Church-encodings in Python

church.py

# coding=UTF-8


# Python Goes To Church
# =====================

# What would Python be like if all we had was simple (single argument) lambda
# expressions?  We could write some helpful functions like these:

id = lambda a: a
const = lambda c: lambda a: c
flip = lambda f: lambda a: lambda b: f(b)(a)
compose = lambda f: lambda g: lambda a: f(g(a))
then = flip(compose)

# But what about data?  Do we really need Python's built-in data types or
# classes?  It turns out there are ways to encode all data types with only
# lambda expressions, which is what the rest of this code illustrates.  You
# can run this file to see that everything works:
#
#    $ python church.py

# Booleans
# --------

# Let's start with one of the simplest data types, booleans.  Rather than use
# Python's built-in `True` or `False` directly, here's alternate data
# constructors that use lambda expressions only:

true = lambda ifTrue: lambda ifFalse: ifTrue
false = lambda ifTrue: lambda ifFalse: ifFalse

# At first, you may not believe that these implementations are indeed valid
# booleans.  To support the claim, we'll also write some functions like `and`,
# `or`, and `not`, and show that they work as we'd expect.

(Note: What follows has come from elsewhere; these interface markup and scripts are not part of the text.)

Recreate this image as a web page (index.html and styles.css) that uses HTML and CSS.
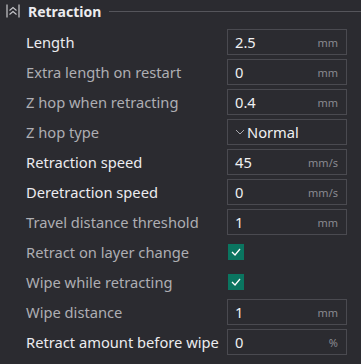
FILE: index.html
```html
<!DOCTYPE html>
<html>
<head>
    <title>Retraction</title>
    <link rel="stylesheet" href="styles.css">
</head>
<body>
    <div id="panel">
        <div class="group-title">
            <svg class="group-icon" width="14" height="16" viewBox="0 0 14 16">
                <path d="M1 1.5V14.5M13 1.5V14.5" stroke="#c8c8cc" stroke-width="1.2" fill="none"/>
                <path d="M3.5 7.5L7 4.5L10.5 7.5M3.5 11.5L7 8.5L10.5 11.5" stroke="#c8c8cc" stroke-width="1.1" fill="none"/>
            </svg>
            <span class="group-name">Retraction</span>
            <span class="group-line"></span>
        </div>

        <div class="row">
            <span class="label changed">Length</span>
            <div class="field"><span class="value">2.5</span><span class="unit">mm</span></div>
        </div>
        <div class="row">
            <span class="label">Extra length on restart</span>
            <div class="field"><span class="value">0</span><span class="unit">mm</span></div>
        </div>
        <div class="row">
            <span class="label">Z hop when retracting</span>
            <div class="field"><span class="value">0.4</span><span class="unit">mm</span></div>
        </div>
        <div class="row">
            <span class="label">Z hop type</span>
            <div class="field combo">
                <svg class="arrow" width="10" height="6" viewBox="0 0 10 6"><path d="M1 1L5 5L9 1" stroke="#a8a8ae" stroke-width="1" fill="none"/></svg>
                <span class="value">Normal</span>
            </div>
        </div>
        <div class="row">
            <span class="label changed">Retraction speed</span>
            <div class="field"><span class="value">45</span><span class="unit">mm/s</span></div>
        </div>
        <div class="row">
            <span class="label changed">Deretraction speed</span>
            <div class="field"><span class="value">0</span><span class="unit">mm/s</span></div>
        </div>
        <div class="row">
            <span class="label">Travel distance threshold</span>
            <div class="field"><span class="value">1</span><span class="unit">mm</span></div>
        </div>
        <div class="row">
            <span class="label">Retract on layer change</span>
            <div class="check">
                <svg width="10" height="8" viewBox="0 0 10 8"><path d="M1 4L4 7L9 1" stroke="#ffffff" stroke-width="1.3" fill="none"/></svg>
            </div>
        </div>
        <div class="row">
            <span class="label">Wipe while retracting</span>
            <div class="check">
                <svg width="10" height="8" viewBox="0 0 10 8"><path d="M1 4L4 7L9 1" stroke="#ffffff" stroke-width="1.3" fill="none"/></svg>
            </div>
        </div>
        <div class="row">
            <span class="label">Wipe distance</span>
            <div class="field"><span class="value">1</span><span class="unit">mm</span></div>
        </div>
        <div class="row">
            <span class="label changed">Retract amount before wipe</span>
            <div class="field"><span class="value">0</span><span class="unit">%</span></div>
        </div>
    </div>
</body>
</html>
```

FILE: styles.css
```css
body {
    margin: 0;
    background-color: #2b2b30;
    font-family: "Noto Sans", "Open Sans", sans-serif;
}

#panel {
    width: 361px;
    height: 364px;
}

.group-title {
    display: flex;
    align-items: center;
    height: 22px;
    padding-left: 6px;
    margin-bottom: 5px;
}

.group-icon {
    margin-right: 8px;
}

.group-name {
    font-size: 14px;
    font-weight: bold;
    color: #ececef;
}

.group-line {
    flex: 1;
    height: 1px;
    margin-left: 8px;
    background-color: #55555b;
}

.row {
    display: flex;
    align-items: center;
    height: 30px;
    padding-left: 26px;
}

.label {
    width: 201px;
    font-size: 14.7px;
    color: #aeaeb3;
    white-space: nowrap;
}

.label.changed {
    color: #ececef;
}

.field {
    display: flex;
    align-items: center;
    width: 103px;
    height: 24px;
    border: 1px solid #4a4a50;
    padding: 0 8px 0 7px;
}

.value {
    flex: 1;
    font-size: 14.7px;
    color: #f0f0f2;
}

.unit {
    font-size: 11px;
    color: #8a8a90;
}

.combo .arrow {
    margin-right: 2px;
}

.check {
    display: flex;
    align-items: center;
    justify-content: center;
    width: 16px;
    height: 16px;
    margin-left: 1px;
    background-color: #0a7560;
}
```
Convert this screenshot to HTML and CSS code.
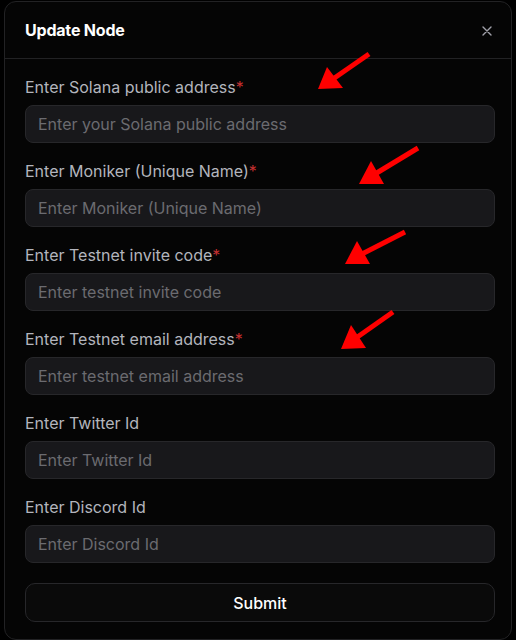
FILE: index.html
```html
<!DOCTYPE html>
<html>
  <head>
    <title>Update Node</title>
    <meta charset="utf-8"/>
    <link rel="stylesheet" href="styles.css">
  </head>
  <body>
    <div class="modal">
      <div class="modal-header">
        <h2 class="modal-title">Update Node</h2>
        <button class="modal-close" aria-label="Close">
          <svg width="10" height="10" viewBox="0 0 10 10">
            <path d="M1 1 L9 9 M9 1 L1 9" stroke="#a1a1aa" stroke-width="1.4" stroke-linecap="round"/>
          </svg>
        </button>
      </div>

      <form class="modal-body">
        <div class="field">
          <label>Enter Solana public address<span class="req">*</span></label>
          <input type="text" placeholder="Enter your Solana public address">
        </div>
        <div class="field">
          <label>Enter Moniker (Unique Name)<span class="req">*</span></label>
          <input type="text" placeholder="Enter Moniker (Unique Name)">
        </div>
        <div class="field">
          <label>Enter Testnet invite code<span class="req">*</span></label>
          <input type="text" placeholder="Enter testnet invite code">
        </div>
        <div class="field">
          <label>Enter Testnet email address<span class="req">*</span></label>
          <input type="text" placeholder="Enter testnet email address">
        </div>
        <div class="field">
          <label>Enter Twitter Id</label>
          <input type="text" placeholder="Enter Twitter Id">
        </div>
        <div class="field">
          <label>Enter Discord Id</label>
          <input type="text" placeholder="Enter Discord Id">
        </div>
        <button type="button" class="submit">Submit</button>
      </form>

      <!-- annotation arrows drawn over the form -->
      <svg class="arrows" width="516" height="640" viewBox="0 0 516 640">
        <g stroke="#ff0000" stroke-width="5" fill="#ff0000">
          <line x1="369" y1="54" x2="333" y2="79"/>
          <polygon stroke="none" points="318,89 327,67 343,88"/>
          <line x1="418" y1="148" x2="375" y2="174"/>
          <polygon stroke="none" points="359,184 371,161 384,184"/>
          <line x1="405" y1="232" x2="362" y2="254"/>
          <polygon stroke="none" points="345,264 357,241 370,264"/>
          <line x1="393" y1="312" x2="356" y2="338"/>
          <polygon stroke="none" points="341,349 351,325 366,348"/>
        </g>
      </svg>
    </div>
  </body>
</html>
```

FILE: styles.css
```css
html, body {
  margin: 0;
  padding: 0;
  background: #000;
  font-family: Inter, "Noto Sans", sans-serif;
}

.modal {
  position: relative;
  margin: 1px 4px 0 4px;
  background: #050505;
  border: 1px solid #222224;
  border-radius: 12px;
  box-sizing: border-box;
  height: 639px;
}

.modal-header {
  display: flex;
  align-items: center;
  justify-content: space-between;
  height: 57px;
  padding: 0 16px 0 20px;
  border-bottom: 1px solid #222224;
  box-sizing: border-box;
}

.modal-title {
  margin: 0;
  font-size: 16px;
  font-weight: 700;
  color: #fff;
  letter-spacing: -0.2px;
}

.modal-close {
  border: none;
  background: transparent;
  padding: 0;
  width: 16px;
  height: 16px;
  display: flex;
  align-items: center;
  justify-content: center;
  margin-top: 2px;
}

.modal-body {
  display: flex;
  flex-direction: column;
  padding: 16px 16px 16px 20px;
}

.field {
  display: flex;
  flex-direction: column;
  gap: 6px;
  margin-bottom: 16px;
}

.field label {
  font-size: 16px;
  line-height: 24px;
  color: #b3b5bd;
}

.field .req {
  color: #c53030;
}

.field input {
  height: 38px;
  box-sizing: border-box;
  background: #18181b;
  border: 1px solid #27272a;
  border-radius: 8px;
  padding: 0 12px;
  font-family: inherit;
  font-size: 16px;
  color: #fff;
  outline: none;
}

.field input::placeholder {
  color: #6b6b70;
}

.submit {
  margin-top: 4px;
  height: 39px;
  background: #0a0a0a;
  border: 1px solid #27272a;
  border-radius: 10px;
  color: #fff;
  font-family: inherit;
  font-size: 16px;
  font-weight: 500;
}

.arrows {
  position: absolute;
  left: -5px;
  top: -2px;
  pointer-events: none;
}
```
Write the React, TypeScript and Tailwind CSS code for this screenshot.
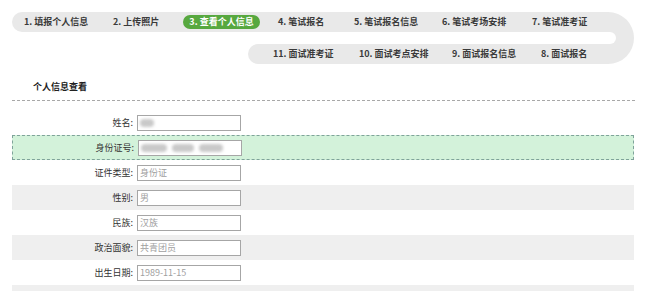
import { ReactNode } from "react";

const topSteps = [
  { label: "1. 填报个人信息", w: "w-[89px]" },
  { label: "2. 上传照片", w: "w-[70px]" },
  { label: "3. 查看个人信息", w: "w-[95px]", active: true },
  { label: "4. 笔试报名", w: "w-[76px]" },
  { label: "5. 笔试报名信息", w: "w-[88px]" },
  { label: "6. 笔试考场安排", w: "w-[90px]" },
  { label: "7. 笔试准考证", w: "w-[70px]" },
];

const bottomSteps = [
  { label: "11. 面试准考证", w: "w-[86px]" },
  { label: "10. 面试考点安排", w: "w-[93px]" },
  { label: "9. 面试报名信息", w: "w-[89px]" },
  { label: "8. 面试报名", w: "w-[60px]" },
];

type Row = {
  label: string;
  value: ReactNode;
  tone: "white" | "grey" | "green";
};

const Blur = ({ w }: { w: string }) => (
  <span className={`inline-block h-[8px] ${w} rounded-full bg-[#c9c9c9] blur-[1.5px]`} />
);

const rows: Row[] = [
  { label: "姓名:", value: <Blur w="w-[14px]" />, tone: "white" },
  {
    label: "身份证号:",
    value: (
      <span className="flex items-center gap-[5px]">
        <Blur w="w-[26px]" />
        <Blur w="w-[22px]" />
        <Blur w="w-[24px]" />
      </span>
    ),
    tone: "green",
  },
  { label: "证件类型:", value: "身份证", tone: "white" },
  { label: "性别:", value: "男", tone: "grey" },
  { label: "民族:", value: "汉族", tone: "white" },
  { label: "政治面貌:", value: "共青团员", tone: "grey" },
  { label: "出生日期:", value: "1989-11-15", tone: "white" },
  { label: "", value: "", tone: "grey" },
];

function StepItem({ label, w, active }: { label: string; w: string; active?: boolean }) {
  if (active) {
    return (
      <div className={`${w} flex items-center`}>
        <span className="flex h-[14px] w-[77px] items-center justify-center rounded-full bg-[#57a83f] text-white">
          {label}
        </span>
      </div>
    );
  }
  return <div className={`${w} shrink-0 whitespace-nowrap`}>{label}</div>;
}

export default function App() {
  return (
    <div
      className="h-[291px] w-[654px] overflow-hidden bg-white text-[#333]"
      style={{ fontFamily: '"Noto Sans CJK SC", "Liberation Sans", sans-serif' }}
    >
      {/* step track */}
      <div className="ml-[12px] mt-[12px] flex w-[622px] text-[9px] font-bold leading-[10px] text-[#3a3a3a]">
        <div className="flex w-[596px] flex-col gap-[12px]">
          <div className="flex h-[20px] items-center rounded-l-full bg-[#e9e9e9] pl-[12px]">
            {topSteps.map((s) => (
              <StepItem key={s.label} {...s} />
            ))}
          </div>
          <div className="ml-[236px] flex h-[20px] items-center rounded-l-full bg-[#e9e9e9] pl-[25px]">
            {bottomSteps.map((s) => (
              <StepItem key={s.label} {...s} />
            ))}
          </div>
        </div>
        <div className="h-[52px] w-[26px] rounded-r-[26px] bg-[#e9e9e9] pt-[20px]">
          <div className="h-[12px] w-[8px] rounded-r-full bg-white" />
        </div>
      </div>

      {/* section title */}
      <div className="mt-[18px] pl-[33px] text-[9px] font-bold leading-[10px] text-[#222]">个人信息查看</div>
      <div className="mx-[12px] mt-[8px] w-[623px] border-t border-dashed border-[#a8a8a8]" />

      {/* form */}
      <div className="mx-[12px] mt-[9px] w-[622px] text-[9px] leading-[10px]">
        {rows.map((r, i) => (
          <div
            key={i}
            className={`flex h-[25px] items-center ${
              r.tone === "grey"
                ? "bg-[#efefef]"
                : r.tone === "green"
                ? "border border-dashed border-[#7fa39a] bg-[#d3f2da]"
                : ""
            }`}
          >
            {r.label && (
              <>
                <div className="w-[122px] shrink-0 pr-[1px] text-right text-[#333]">{r.label}</div>
                <div className="ml-[3px] flex h-[16px] w-[104px] items-center border border-[#a6a6a6] bg-white px-[2px] text-[#a0a0a0]">
                  {r.value}
                </div>
              </>
            )}
          </div>
        ))}
      </div>
    </div>
  );
}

# But first, here's some hint for how this encoding works.  It's like a
# "visitor pattern" from OO or languages with "pattern matching."  Each data
# type has a fixed number of data constructors.  In the case of a boolean,
# there's two possiblities, `true` and `false`.  Each implementation accepts as
# input a candidate transformation for each data constructor, selecting one of
# them.

# For booleans, our encoding resembles if-then-else conditional expressions.  A
# boolean can be treated as a predicate that accepts two arguments: a "then"
# block and an "else" block.

# When we make our encoding in this style, we can always make a "fold" function
# that has an interesting property.  When we pass our data constructors to it
# as arguments, we get an identity function like `id` above:
#
#     foldBool(true)(false) ≡ id

foldBool = lambda ifTrue: lambda ifFalse: lambda b: b(ifTrue)(ifFalse)

# Folds are a general enough function such that we can derive all other
# functions from it:

cond = lambda p: lambda ifTrue: lambda ifFalse: foldBool(ifTrue)(ifFalse)(p)
not_ = foldBool(false)(true)
or_ = lambda a: foldBool(true)(cond(a)(true)(false))
and_ = lambda a: foldBool(cond(a)(true)(false))(false)
eqBool = lambda a: foldBool(cond(a)(true)(false))(cond(a)(false)(true))

# Alternate Booleans
# ------------------

# You may notice that the following definitions are valid simplifications:

true = const
false = flip(const)
cond = id
not_ = flip

# For the sake of illustration, we'll stick to defining a fold function, and
# then deriving functions from that.  When we do this, we get the nice property
# that we can change our data constructors and fold, but leave all other
# functions the same.

# Testing
# -------

# Working with lambdas for both data and operations on data can get somewhat
# abstract.  To test that our functions actually do what we think they do, we
# need a few functions to help us tie our work back to our host language
# Python:

eqPy = lambda a: lambda b: true if a == b else false
showBool = foldBool("true")("false")
def test(bool):
    assert(cond(bool)(True)(False))
testEq = lambda eq: lambda a: lambda b: test(eq(a)(b))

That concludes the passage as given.